What a Pity!
Two very dissatisfied groups of truckers are now making themselves heard. In Canada, members of the Vancouver Container Truckers’ Association, after a long, drawn out and unsuccessful attempt to gain more reasonable wages, have parked their vehicles in protest. Drivers in Southern California are also considering a protest — a one-day protest — because of the upcoming PierPASS program. It has become obvious in both cases, though, that these disputes have been brought on because of a lack of communication and the inability, or refusal, to work together.
What a pity. All year long we’ve been hearing transportation authorities call for cooperation and teamwork between the various segments in our nation’s intermodal supply chain. But that was as far as they’d go. No one followed up. Remember these words of wisdom?
“This year may be our industry’s last best window of opportunity to help craft an effective and productive national response to today’s global trading and security challenges. We must work toward a coordinated and multidimensional response that balances national security with trade facilitation and economic security.”
— Hallock Northcott, President, American Association of Exporters and Importers
“The Los Angeles-Long Beach port complex handles an astonishing volume of imports from Asia. This gateway is critical to the industry, and all entities must work together in a unified approach to properly service our clients in 2005 and beyond who elect to use these facilities.”
— Toshio Suzuki, President and chief executive, “K” Line America
“We have serious intermodal problems and we need collective solutions, rather than individual finger-pointing. We want to bring everyone to the table to find solutions — the shipping lines, the ports and their terminals, the railways, trucking, importers and exporters, warehousing, and the federal, provincial and local governments.”
— John Bescec, VP of Canadian Association of Importers and Exporters
“The long-term picture projects world trade to double in volume by 2020 and in some markets such as Los Angeles and Long Beach, volume could easily triple. To handle this growth, we must lead changes in the national transportation infrastructure, the productivity level of waterfront labor and cargo-handling capabilities at our container terminals. New efficiencies, stronger teamwork and innovative approaches are needed industry wide.”
— Tony Scioscia, President, APM Terminals North America
“Stakeholders (carriers, terminals operators, truckers, unions, etc.) need to work together to develop an industry-wide solution that works for everyone instead of relying on governments on how the ports should operate. For the longer term, industry, transportation providers, unions, ports operators, importers-exporters and other players in the supply chain need to work together to solve the more critical issues …”
— Sandy Kennedy, President, Retail Industry Leaders Association
“Our industry in 2005 is experiencing a call to arms. The challenges are enormous, the solutions not simple. Valid arguments on all sides of an issue mandate that compromise be a necessary part of every solution. Compromise with all deliberate speed will allow us to achieve solutions well before we gridlock the system.”

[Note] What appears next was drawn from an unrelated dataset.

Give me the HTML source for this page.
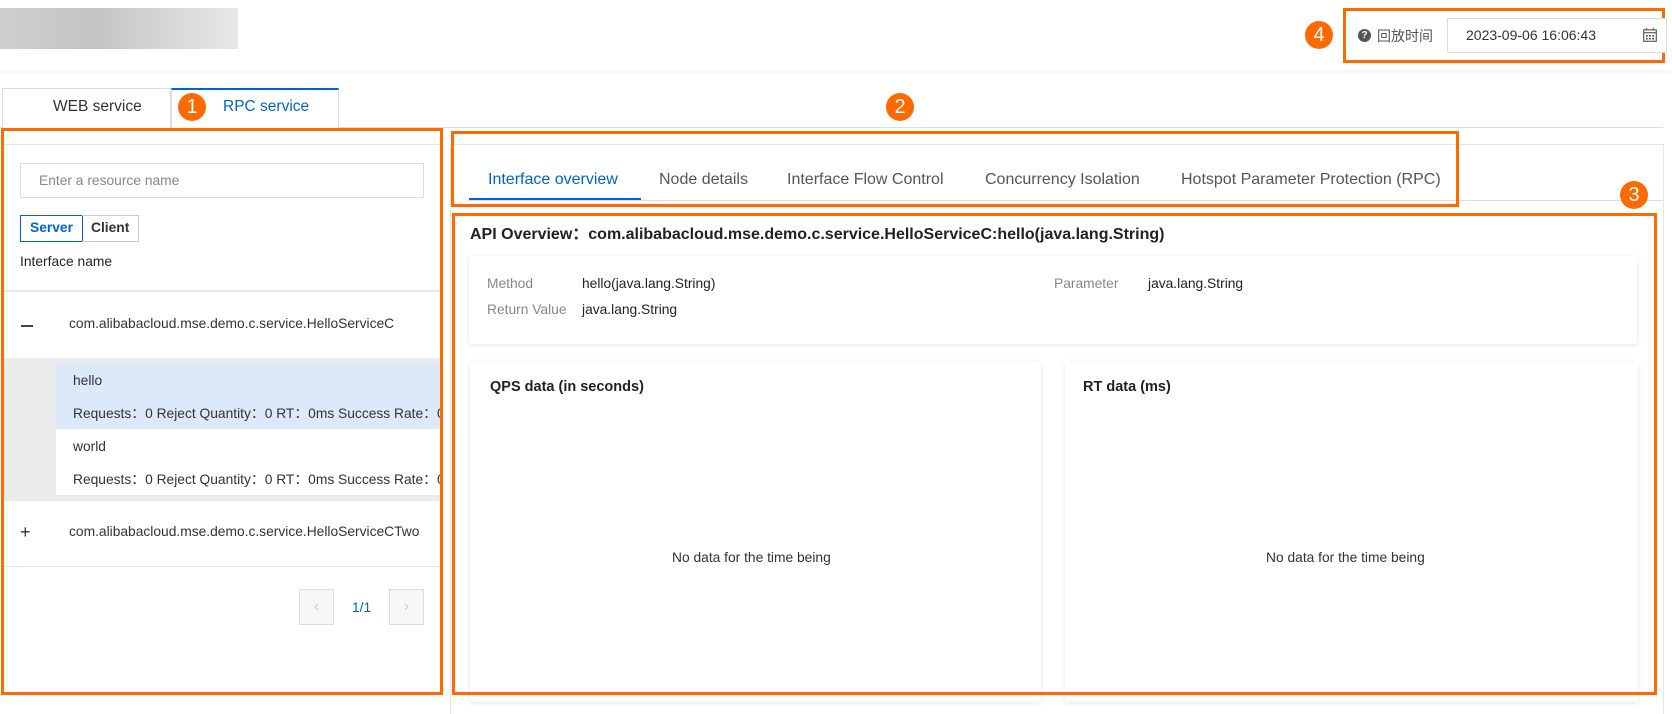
<!DOCTYPE html>
<html><head><meta charset="utf-8"><style>
*{box-sizing:border-box;margin:0;padding:0}
body{width:1672px;height:704px;position:relative;overflow:hidden;background:#fff;font-family:"Liberation Sans","Noto Sans CJK SC",sans-serif;color:#333;font-size:13.8px}
.a{position:absolute}
.ob{position:absolute;border:3px solid #ff6a00}
.circ{position:absolute;width:28px;height:28px;border-radius:50%;background:#ff6a00;color:#fff;font-size:20px;line-height:28px;text-align:center}
.t{position:absolute;white-space:nowrap}
</style></head><body>
<div class="a" style="left:0;top:0;width:1672px;height:70px;background:#fff;box-shadow:0 2px 4px rgba(0,0,0,0.05)"></div>
<div class="a" style="left:0;top:8px;width:238px;height:41px;background:linear-gradient(90deg,#cfcfcf,#c4c4c4 40%,#dcdcdc 80%,#e8e8e8)"></div>
<div class="circ" style="left:1305px;top:21px">4</div>
<div class="ob" style="left:1343px;top:8px;width:322px;height:55px"></div>
<div class="a" style="left:1358px;top:29px;width:13px;height:13px;border-radius:50%;background:#555;color:#fff;font-size:10px;font-weight:bold;line-height:13px;text-align:center">?</div>
<div class="t" style="left:1377px;top:26px;font-size:14px;color:#555">回放时间</div>
<div class="a" style="left:1447px;top:18px;width:220px;height:35px;border:1px solid #ddd;background:#fff"></div>
<div class="t" style="left:1466px;top:27px;font-size:14px;color:#333">2023-09-06 16:06:43</div>
<svg class="a" style="left:1642px;top:27px" width="16" height="16" viewBox="0 0 14 14"><rect x="1.5" y="2.5" width="11" height="10" fill="none" stroke="#555"/><line x1="1.5" y1="5" x2="12.5" y2="5" stroke="#555"/><g fill="#555"><rect x="3.5" y="7" width="1.5" height="1.5"/><rect x="6.2" y="7" width="1.5" height="1.5"/><rect x="9" y="7" width="1.5" height="1.5"/><rect x="3.5" y="9.5" width="1.5" height="1.5"/><rect x="6.2" y="9.5" width="1.5" height="1.5"/><rect x="9" y="9.5" width="1.5" height="1.5"/></g><line x1="4" y1="1" x2="4" y2="3" stroke="#555"/><line x1="10" y1="1" x2="10" y2="3" stroke="#555"/></svg>

<div class="a" style="left:0;top:127px;width:1663px;height:1px;background:#ddd"></div>
<div class="a" style="left:2px;top:88px;width:169px;height:40px;border:1px solid #ddd;border-bottom:none;background:#fff"></div>
<div class="t" style="left:53px;top:98px;font-size:15.5px;color:#333">WEB service</div>
<div class="a" style="left:171px;top:88px;width:168px;height:40px;border:1px solid #ddd;border-top:2px solid #0064c8;border-bottom:none;background:#fff"></div>
<div class="circ" style="left:178px;top:93px">1</div>
<div class="t" style="left:223px;top:98px;font-size:15.5px;color:#0064c8">RPC service</div>
<div class="circ" style="left:886px;top:93px">2</div>

<div class="a" style="left:4px;top:144px;width:436px;height:1px;background:#e5e5e5"></div>
<div class="a" style="left:20px;top:163px;width:404px;height:35px;border:1px solid #ddd"></div>
<div class="t" style="left:39px;top:173px;color:#888">Enter a resource name</div>
<div class="a" style="left:20px;top:215px;width:63px;height:27px;border:1px solid #0064c8"></div>
<div class="t" style="left:30px;top:220px;font-weight:bold;color:#0064c8">Server</div>
<div class="a" style="left:82px;top:215px;width:57px;height:27px;border:1px solid #ccc;border-left:none"></div>
<div class="t" style="left:91px;top:220px;font-weight:bold;color:#333">Client</div>
<div class="t" style="left:20px;top:254px;color:#222">Interface name</div>
<div class="a" style="left:4px;top:290px;width:436px;height:2px;background:#e8e8e8"></div>
<div class="a" style="left:21px;top:325px;width:12px;height:1.5px;background:#444"></div>
<div class="t" style="left:69px;top:316px;color:#333">com.alibabacloud.mse.demo.c.service.HelloServiceC</div>
<div class="a" style="left:4px;top:358px;width:436px;height:143px;background:#ebebeb"></div>
<div class="a" style="left:56px;top:363px;width:384px;height:66px;background:#dbe9fb;overflow:hidden">
<div class="t" style="left:17px;top:10px;color:#333">hello</div>
<div class="t" style="left:17px;top:39px;color:#333">Requests：0 Reject Quantity：0 RT：0ms Success Rate：0%</div></div>
<div class="a" style="left:56px;top:429px;width:384px;height:66px;background:#fff;overflow:hidden">
<div class="t" style="left:17px;top:10px;color:#333">world</div>
<div class="t" style="left:17px;top:39px;color:#333">Requests：0 Reject Quantity：0 RT：0ms Success Rate：0%</div></div>
<div class="t" style="left:20px;top:522px;font-size:18px;color:#333">+</div>
<div class="t" style="left:69px;top:524px;color:#333">com.alibabacloud.mse.demo.c.service.HelloServiceCTwo</div>
<div class="a" style="left:4px;top:566px;width:436px;height:1px;background:#e5e5e5"></div>
<div class="a" style="left:299px;top:589px;width:35px;height:36px;border:1px solid #ddd;background:#f7f7f7;color:#ccc;text-align:center;line-height:34px;font-size:16px">‹</div>
<div class="t" style="left:352px;top:600px;color:#0064c8">1/1</div>
<div class="a" style="left:389px;top:589px;width:35px;height:36px;border:1px solid #ddd;background:#f7f7f7;color:#ccc;text-align:center;line-height:34px;font-size:16px">›</div>
<div class="ob" style="left:1px;top:128px;width:442px;height:567px"></div>

<div class="a" style="left:450px;top:144px;width:1214px;height:570px;border:1px solid #e5e5e5;border-bottom:none"></div>
<div class="a" style="left:468px;top:200px;width:1195px;height:1px;background:#ddd"></div>
<div class="t" style="left:488px;top:171px;font-size:16px;color:#0064c8">Interface overview</div>
<div class="a" style="left:469px;top:198px;width:172px;height:2px;background:#0064c8"></div>
<div class="t" style="left:659px;top:171px;font-size:16px;color:#555">Node details</div>
<div class="t" style="left:787px;top:171px;font-size:16px;color:#555">Interface Flow Control</div>
<div class="t" style="left:985px;top:171px;font-size:16px;color:#555">Concurrency Isolation</div>
<div class="t" style="left:1181px;top:171px;font-size:16px;color:#555">Hotspot Parameter Protection (RPC)</div>
<div class="ob" style="left:451px;top:131px;width:1008px;height:76px"></div>
<div class="circ" style="left:1620px;top:181px">3</div>
<div class="t" style="left:470px;top:220px;font-size:16px;font-weight:bold;color:#222">API Overview：com.alibabacloud.mse.demo.c.service.HelloServiceC:hello(java.lang.String)</div>
<div class="a" style="left:469px;top:256px;width:1168px;height:88px;background:#fff;box-shadow:0 1px 5px rgba(0,0,0,0.1)"></div>
<div class="t" style="left:487px;top:276px;color:#888">Method</div>
<div class="t" style="left:582px;top:276px;color:#222">hello(java.lang.String)</div>
<div class="t" style="left:487px;top:302px;color:#888">Return Value</div>
<div class="t" style="left:582px;top:302px;color:#222">java.lang.String</div>
<div class="t" style="left:1054px;top:276px;color:#888">Parameter</div>
<div class="t" style="left:1148px;top:276px;color:#222">java.lang.String</div>
<div class="a" style="left:470px;top:362px;width:571px;height:340px;background:#fff;box-shadow:0 1px 5px rgba(0,0,0,0.1)"></div>
<div class="a" style="left:1065px;top:362px;width:573px;height:340px;background:#fff;box-shadow:0 1px 5px rgba(0,0,0,0.1)"></div>
<div class="t" style="left:490px;top:379px;font-size:14.5px;font-weight:bold;color:#222">QPS data (in seconds)</div>
<div class="t" style="left:1083px;top:379px;font-size:14.5px;font-weight:bold;color:#222">RT data (ms)</div>
<div class="t" style="left:672px;top:550px;color:#333">No data for the time being</div>
<div class="t" style="left:1266px;top:550px;color:#333">No data for the time being</div>
<div class="ob" style="left:452px;top:213px;width:1205px;height:482px"></div>
</body></html>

— Thomas J. Simmers, President and chief executive, Ceres Terminals Inc.
“West Coast ports, particularly the Los Angeles-Long Beach basin, are in need of operational plans for the future. Growth is a key to prosperity and plans need to be laid for that growth. Proper coordination between the various parties involved, including management and labor, is needed to secure this region’s future.”
— Zhang Bing, President, China Shipping North America
“We find ourselves falling behind and moving in directions that will not serve us well in this century. Why? Because we — transportation providers, operators, users and government — don’t always speak plainly, understand or listen to one another, or respond to the reality before us.”
— Lillian C. Borrone, Chairman, Eno Transportation Foundation
“The S.H.A.R.E initiative promotes both the principle and the process of banding together and pooling resources for greater muscle, which will serve to the greatest benefit for each of us individually and the entire industry collectively.”
— Kurt Nagle, President, American Association of Port Authorities
“This is something that cannot be solved by any single group. Shippers, ports, shipping lines, rail freight operators, Network rail, the Highway Agency, and others all need to work together to sort things out, planning together appropriate actions to ensure the traffic keeps moving.”
— Dr. Andrew Traill, Head of Freight Transportation Maritime Cargo Policy in the UK
“The creation of forums for communication and discussion among the industry segments should be promoted and facilitated. Active collaboration among cargo interests, carriers, ports, intermediaries and government entities will be a key element in reaching effective solutions.”
— Steven R. Blust, Chairman, Federal Maritime Commission
“There is still value to be gained in transportation and logistics, but it will require even more effort and collaboration. That collaboration must be on many fronts: Between shipper and carrier; Between the departments within carriers and shippers; Between the public and private sectors; Between the modes of transportation; Between labor and management … That will be the challenge of 2005.”
— John B. Ficker, President, National Industrial Transportation League
“There is no doubt about the scale of challenges in front of us, and the need to think differently about our business. But by working together in 2005 and beyond, we can positively influence the environment, and find solutions that minimize the impact on service reliability.”
— Ron Widdows, Chief Executive of APL Ltd.
[Working together … planning together … banding together … coordination … collaboration … stronger teamwork. Everyone knew what had to be done. It was all smoke though. What a pity.]